First Democratic senator to ask Biden to step aside
This is a recurring argument. The image that Biden left at the debate is not going to go away just because he later gives an interview without major mistakes or holds a press conference at the NATO summit. “We cannot unsee President Biden’s disastrous debate performance. We cannot ignore or dismiss the valid questions raised since that night,” reads an opinion piece in The Washington Post by Peter Welch, the first Democratic senator to openly ask him to withdraw from the race.
“I understand why President Biden wants to run. He saved us from Donald Trump once and wants to do it again. But he needs to reassess whether he is the best candidate to do so. In my view, he is not,” Welch continues.
Former House speaker Nancy Pelosi, 84, participated in the national conversation about Biden’s ability this Wednesday in a somewhat confusing way. In a television interview with MSNBC, she praised Biden, but also left the following message: “It’s up to the president to decide if he is going to run. We’re all encouraging him to to make that decision. Because time is running short.”
Welch is the first Democratic senator to openly call on Biden to step down. Until now, House Democrats had done so, in a list that continues to grow and which was joined on Wednesday by Pat Ryan from New York and Earl Blumenauer from Oregon. There are only a dozen — out of a total of more than 200 representatives — who have openly spoken against Biden’s candidacy. It is assumed that many others prefer not to demonstrate in public against the president. At the same time, many have shown determined support for him.
White House press secretary Karine Jean-Pierre has had to answer questions about whether Biden has Alzheimer’s, Parkinson’s or cognitive impairment of any kind. The White House has denied that the Cabinet is considering removing the president due to a disability. The president has a theoretical appointment with Donald Trump for a new debate on September 10, but the Republican presumptive nominee is busy picking at the wound: “So tonight, I’m officially offering Joe the chance to redeem himself in front of the entire world,” he said. on Tuesday at a rally in Doral (Florida). “Let’s do another debate this week — so that Sleepy Joe Biden can prove to everyone all over the world that he has what it takes to be president. But this time it will be man to man. No moderators, no holds barred,” he added.
Biden himself pointed to the NATO summit as a good time to demonstrate his capabilities. “I guess a real good way to judge me is you’re going to have now the NATO Conference here in the United States next week. Come listen. See what they say,” he said last week in an ABC interview with George Stephanopoulos.
At that interview he was asked if he would be willing to undergo an independent cognitive evaluation to certify his mental acuity. “I have a cognitive test every single day. Every day I have that test. Everything I do. You know, not only am I campaigning, but I’m running the world. It sounds like hyperbole, but we are the essential nation of the world.”
On Thursday, he will face several of those tests.

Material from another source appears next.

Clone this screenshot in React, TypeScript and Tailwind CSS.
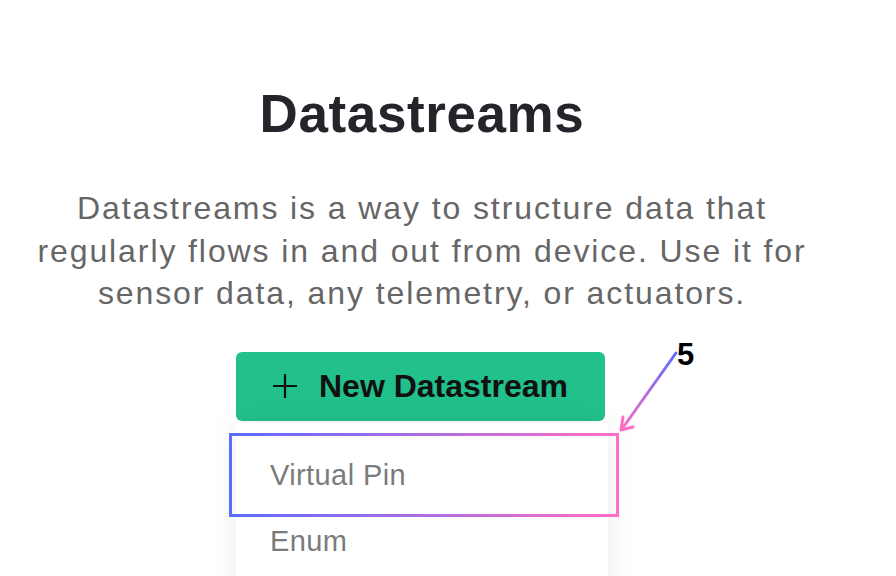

There is the news conference (5.30 pm Eastern time) where no stumbles, neither physical nor dialectical, will be allowed. That will come after a day with a packed agenda that includes two working sessions of the NATO summit, a bilateral one with the president of Ukraine, Volodymyr Zelenskiy, and another event in support of Ukraine.
The president told governors a few days ago that he wanted to limit the number of events held past 8 pm so he could get better rest. On Wednesday, however, he broke that rule by receiving the heads of state and government of the countries participating in the NATO summit at the White House. Biden, a declared teetotaler, even toasted with a Roederer Estate Brut Rosé, a sparkling wine from Mendocino (California). On Thursday the world will see whether staying up late has taken its toll on him.